My goals for February:
1) Do daily FlyLady routines more regularly, particularly bathroom swish-and-swipe and morning and bedtime routines.
2) Streamline my weekly cleaning.
3) Add in 15 minutes a day of zone decluttering/detail cleaning.
The daily routines for goal #1 went great. I only missed a total of two swish-and-swipe days, and our toilets and sinks are very shiny. The other two goals, haven’t gone so well. Weekly cleaning is getting done, but it’s still a challenge because I try to do more than just the quickie clean one hour will allow and it ends up taking me two hours or more. I went gangbusters with the 15 minutes a day the first week, despite a snow storm that dropped eighteen inches of snow that needed shoveling, but since then I’ve only cleaned the kitchen and laundry room floors, wiped out the fridge, and used an old toothbrush to clean around the fifty-year-old faucets in one of the bathrooms.
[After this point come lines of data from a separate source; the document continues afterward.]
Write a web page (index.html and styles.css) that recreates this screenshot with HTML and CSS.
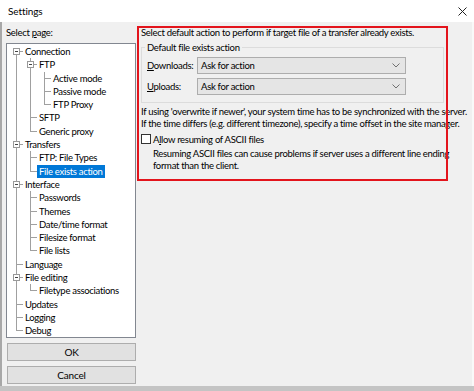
FILE: index.html
```html
<!DOCTYPE html>
<html>
<head>
<meta charset="utf-8">
<title>Settings</title>
<link rel="stylesheet" href="styles.css">
</head>
<body>
<div class="window">
  <div class="titlebar">
    <span class="title">Settings</span>
    <svg class="close" width="9" height="9" viewBox="0 0 9 9"><path d="M0.5 0.5 L8.5 8.5 M8.5 0.5 L0.5 8.5" stroke="#222" stroke-width="1" fill="none"/></svg>
  </div>
  <div class="main">
    <div class="sidebar">
      <div class="side-label">Select <u>p</u>age:</div>
      <div class="tree">
        <ul class="root">
          <li><span class="toggle"></span><span class="node">Connection</span>
            <ul>
              <li><span class="toggle"></span><span class="node">FTP</span>
                <ul>
                  <li><span class="node">Active mode</span></li>
                  <li><span class="node">Passive mode</span></li>
                  <li><span class="node">FTP Proxy</span></li>
                </ul>
              </li>
              <li><span class="node">SFTP</span></li>
              <li><span class="node">Generic proxy</span></li>
            </ul>
          </li>
          <li><span class="toggle"></span><span class="node">Transfers</span>
            <ul>
              <li><span class="node">FTP: File Types</span></li>
              <li><span class="node selected">File exists action</span></li>
            </ul>
          </li>
          <li><span class="toggle"></span><span class="node">Interface</span>
            <ul>
              <li><span class="node">Passwords</span></li>
              <li><span class="node">Themes</span></li>
              <li><span class="node">Date/time format</span></li>
              <li><span class="node">Filesize format</span></li>
              <li><span class="node">File lists</span></li>
            </ul>
          </li>
          <li><span class="node">Language</span></li>
          <li><span class="toggle"></span><span class="node">File editing</span>
            <ul>
              <li><span class="node">Filetype associations</span></li>
            </ul>
          </li>
          <li><span class="node">Updates</span></li>
          <li><span class="node">Logging</span></li>
          <li><span class="node">Debug</span></li>
        </ul>
      </div>
      <button class="btn">OK</button>
      <button class="btn">Cancel</button>
    </div>
    <div class="content">
      <p class="intro">Select default action to perform if target file of a transfer already exists.</p>
      <fieldset class="group">
        <legend>Default file exists action</legend>
        <div class="field-row">
          <span class="field-label"><u>D</u>ownloads:</span>
          <div class="select"><span>Ask for action</span><svg class="chev" width="8" height="5" viewBox="0 0 8 5"><path d="M0.5 0.5 L4 4 L7.5 0.5" stroke="#707070" stroke-width="1" fill="none"/></svg></div>
        </div>
        <div class="field-row">
          <span class="field-label"><u>U</u>ploads:</span>
          <div class="select"><span>Ask for action</span><svg class="chev" width="8" height="5" viewBox="0 0 8 5"><path d="M0.5 0.5 L4 4 L7.5 0.5" stroke="#707070" stroke-width="1" fill="none"/></svg></div>
        </div>
      </fieldset>
      <p class="note">If using 'overwrite if newer', your system time has to be synchronized with the server.<br>If the time differs (e.g. different timezone), specify a time offset in the site manager.</p>
      <div class="check-row"><span class="checkbox"></span><span>A<u>l</u>low resuming of ASCII files</span></div>
      <p class="check-note">Resuming ASCII files can cause problems if server uses a different line ending<br>format than the client.</p>
      <div class="highlight"></div>
    </div>
  </div>
  <div class="bottom-edge"></div>
</div>
</body>
</html>
```

FILE: styles.css
```css
html, body {
  margin: 0;
  padding: 0;
}
body {
  width: 474px;
  height: 391px;
  overflow: hidden;
  font-family: Lato, "Noto Sans", sans-serif;
  font-size: 9.5px;
  letter-spacing: -0.3px;
  color: #000;
  background: #f0f0f0;
}
.window {
  display: flex;
  flex-direction: column;
  height: 391px;
}
.titlebar {
  height: 22px;
  background: #fff;
  display: flex;
  align-items: center;
  justify-content: space-between;
  padding: 0 7px 0 8px;
  flex: none;
}
.title {
  font-size: 10px;
  letter-spacing: -0.1px;
}
.close {
  display: block;
}
.main {
  flex: 1;
  display: flex;
  background: #f0f0f0;
  border-left: 2px solid #a8a8a8;
  border-right: 2px solid #f9f9f9;
  overflow: hidden;
}
.sidebar {
  width: 130px;
  margin-left: 4px;
  display: flex;
  flex-direction: column;
  flex: none;
}
.side-label {
  line-height: 13px;
  padding-top: 4px;
  height: 13px;
  margin-bottom: 4px;
}
.tree {
  height: 295px;
  box-sizing: border-box;
  background: #fff;
  border: 1px solid #828790;
  padding-top: 1px;
  overflow: hidden;
}
.tree ul {
  list-style: none;
  margin: 0;
  padding: 0 0 0 14px;
}
.tree ul.root {
  padding-left: 9px;
}
.tree li {
  position: relative;
  white-space: nowrap;
  line-height: 13.3px;
}
.tree li::before {
  content: "";
  position: absolute;
  left: 0;
  top: 0;
  width: 6px;
  height: 6px;
  border-left: 1px solid #a0a0a0;
  border-bottom: 1px solid #a0a0a0;
}
.tree ul.root > li:first-child::before {
  border-left-color: transparent;
}
.tree li:not(:last-child)::after {
  content: "";
  position: absolute;
  left: 0;
  top: 6px;
  bottom: 0;
  border-left: 1px solid #a0a0a0;
}
.toggle {
  position: absolute;
  left: -3px;
  top: 3px;
  width: 7px;
  height: 7px;
  box-sizing: border-box;
  border: 1px solid #999;
  background: #fff;
  z-index: 1;
}
.toggle::after {
  content: "";
  position: absolute;
  left: 1px;
  top: 2px;
  width: 3px;
  height: 1px;
  background: #444;
}
.node {
  display: inline-block;
  vertical-align: top;
  margin-left: 7px;
  padding: 0 2px;
  height: 13.3px;
  line-height: 13.3px;
}
.node.selected {
  background: #0078d7;
  color: #fff;
}
.btn {
  display: block;
  box-sizing: border-box;
  margin: 5px 0 0 1px;
  width: 129px;
  height: 18px;
  padding: 0;
  border: 1px solid #adadad;
  background: #e1e1e1;
  font-family: inherit;
  font-size: 10px;
  letter-spacing: -0.2px;
  color: #000;
  line-height: 16px;
}
.content {
  position: relative;
  flex: 1;
  margin-left: 1px;
  padding: 4px 0 0 4px;
}
.intro {
  margin: 0;
  line-height: 13px;
  white-space: nowrap;
}
.group {
  margin: 2px 0 0 0;
  width: 303px;
  box-sizing: border-box;
  border: 1px solid #dcdcdc;
  padding: 0 5px 7px 5px;
}
.group legend {
  padding: 0 2px;
  margin-left: -2px;
  line-height: 13px;
}
.field-row {
  display: flex;
  align-items: center;
  margin-top: 4px;
}
.field-row:first-of-type {
  margin-top: 3px;
}
.field-label {
  width: 50px;
  flex: none;
}
.select {
  width: 209px;
  height: 17px;
  box-sizing: border-box;
  border: 1px solid #adadad;
  background: #e5e5e5;
  display: flex;
  align-items: center;
  justify-content: space-between;
  padding: 0 5px 0 3px;
}
.chev {
  display: block;
}
.note {
  margin: 3px 0 0 0;
  line-height: 11.7px;
  white-space: nowrap;
}
.check-row {
  display: flex;
  align-items: center;
  height: 12px;
  margin-top: 4px;
  white-space: nowrap;
}
.checkbox {
  width: 10px;
  height: 10px;
  box-sizing: border-box;
  border: 1px solid #333;
  background: #fff;
  margin-right: 2px;
  flex: none;
}
.check-note {
  margin: 3px 0 0 12px;
  line-height: 12px;
  white-space: nowrap;
}
.highlight {
  position: absolute;
  left: 0;
  top: 4px;
  width: 311px;
  height: 155px;
  box-sizing: border-box;
  border: 2px solid #e3141c;
  pointer-events: none;
}
.bottom-edge {
  height: 5px;
  background: #c4c4c4;
  flex: none;
}
```
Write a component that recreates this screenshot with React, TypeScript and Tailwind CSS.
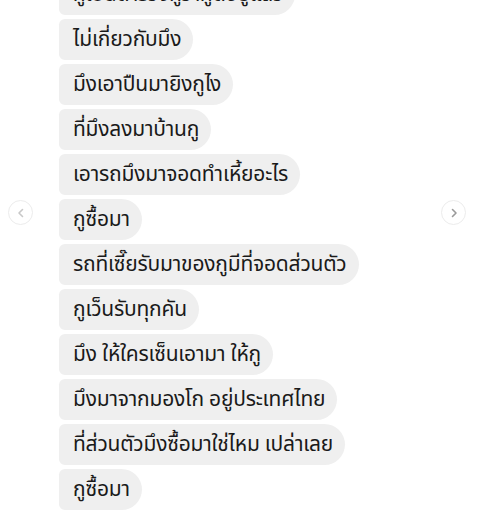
import React from "react";

const messages = [
  "กูเป็นตำรวจกูว่ากูต่อยู่แล้ว",
  "ไม่เกี่ยวกับมึง",
  "มึงเอาปืนมายิงกูไง",
  "ที่มึงลงมาบ้านกู",
  "เอารถมึงมาจอดทำเหี้ยอะไร",
  "กูซื้อมา",
  "รถที่เซี๊ยรับมาของกูมีที่จอดส่วนตัว",
  "กูเว็นรับทุกคัน",
  "มึง ให้ใครเซ็นเอามา ให้กู",
  "มึงมาจากมองโก อยู่ประเทศไทย",
  "ที่ส่วนตัวมึงซื้อมาใช่ไหม เปล่าเลย",
  "กูซื้อมา",
];

export default function App() {
  return (
    <div
      className="relative w-[482px] h-[511px] overflow-hidden bg-white"
      style={{ fontFamily: '"Noto Sans Thai", "Noto Sans", "DejaVu Sans", sans-serif' }}
    >
      <div className="flex flex-col items-start gap-[4px] pl-[59px] mt-[-26px]">
        {messages.map((m, i) => (
          <div
            key={i}
            className="h-[41px] flex items-center pl-[14px] pr-[12px] bg-[#efefef] text-[#1a1a1a] text-[21px] tracking-[-0.2px] rounded-l-[6px] rounded-r-[21px] whitespace-nowrap"
          >
            {m}
          </div>
        ))}
      </div>
      <div className="absolute left-[8px] top-[200px] w-[25px] h-[25px] rounded-full border border-[#ececec] flex items-center justify-center">
        <svg width="10" height="10" viewBox="0 0 10 10" fill="none" stroke="#c8c8c8" strokeWidth="1.6" strokeLinecap="round" strokeLinejoin="round">
          <path d="M6.5 1.5 L3 5 L6.5 8.5" />
        </svg>
      </div>
      <div className="absolute left-[441px] top-[200px] w-[25px] h-[25px] rounded-full border border-[#ececec] flex items-center justify-center">
        <svg width="10" height="10" viewBox="0 0 10 10" fill="none" stroke="#9a9a9a" strokeWidth="1.6" strokeLinecap="round" strokeLinejoin="round">
          <path d="M3.5 1.5 L7 5 L3.5 8.5" />
        </svg>
      </div>
    </div>
  );
}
For that last one, I called my spouse at work to tell him I’d done it.
“Does it look a lot different?” he asked.
“It’s pretty subtle,” I admitted. “That’s why I called you. Now you’ll be ready to give me ample praise when you see the faucets tonight.”
It turns out I need more praise for household tasks than I realized I did.
This month, without any fanfare at all, I’ve started a daily metta (lovingkindness) practice. It has two main parts:
-Each morning after I wake up but before I get out of bed and each evening after I get in bed but before I fall asleep I do some breathing. I count five breaths just focusing on the breath and then I take two breaths for each of the following statements:
May I be safe.
May I be happy.
May I be healthy.
May I live with ease.
May I be free from suffering.
-During the day whenever there’s a lull or a time when I’m getting irritable, I breathe and repeat these statements to myself.
In the past week or so, I’ve started shifting to saying “we” instead of “I” when I repeat the statements, and I’m experimenting with saying them out loud with my kids before we start lessons each morning. Nothing miraculous has come of this, but I do feel less rattled when things don’t go my way and when I have a tantrum, I seem to cool down faster than before. The kids haven’t even mentioned the change, but they like to ring the Zen chime.
In The Mindful Path to Self-Compassion, author Christopher Germer cautions that when beginning metta practice, it’s common to have an immediate period of improvement followed by a period about five weeks into the practice when things actually seem to get worse. He attributes this to a shift from doing the practice for its own sake to doing the practice with an endpoint in mind. Knowing this, I’m going to try to temper my enthusiasm for any positive outcomes and keep an eye out for disillusionment and, hopefully, remember it’s all part of the process.
And now for March’s goal:
Reduce yelling and swearing.
1) Continue bringing awareness to my moods before I lose it through mindfulness and lovingkindness practices.
2) Sign up for Gretchen Rubin’s 21 Day Project “Quit Yelling At My Kids”
I’m hesitant about both of my goals this month, the first because listing the practice here attaches it to my goal to yell and swear less, which could derail the practice, and the second because it costs 5 bucks and involves getting a daily e-mail, which I have in spades already. But it’s only twenty-one days, and I figure it’s worth a shot. Plus I’m curious about what sort of tips Rubin has included in these projects.
People are generally surprised (or at least act surprised) when I tell them I yell and swear at home. I have a reputation for being “quiet,” which I can see, but it’s strange to me just how big a deal this seems to be. I mean, people at church have been going out of their way to thank me for talking in meetings, which feels weird because I feel like I’ve been talking all along.
At any rate, my yelling and swearing comes out when I’m with people I care about and who I know won’t stop loving me if I show my ugly side (although to be honest, this is a constant fear). Kind of a crappy reward for being one of my close friends or loved ones, and I’d like to curb it a bit.
It’s the last month of my Habit Experiment! I’m very glad to be about done with this particular project. It’s been educational, but I’m not feeling it like I thought I would.
Points to Ponder:
Do you ever find your goals to be at cross purposes, with one canceling out or threatening to cancel out another?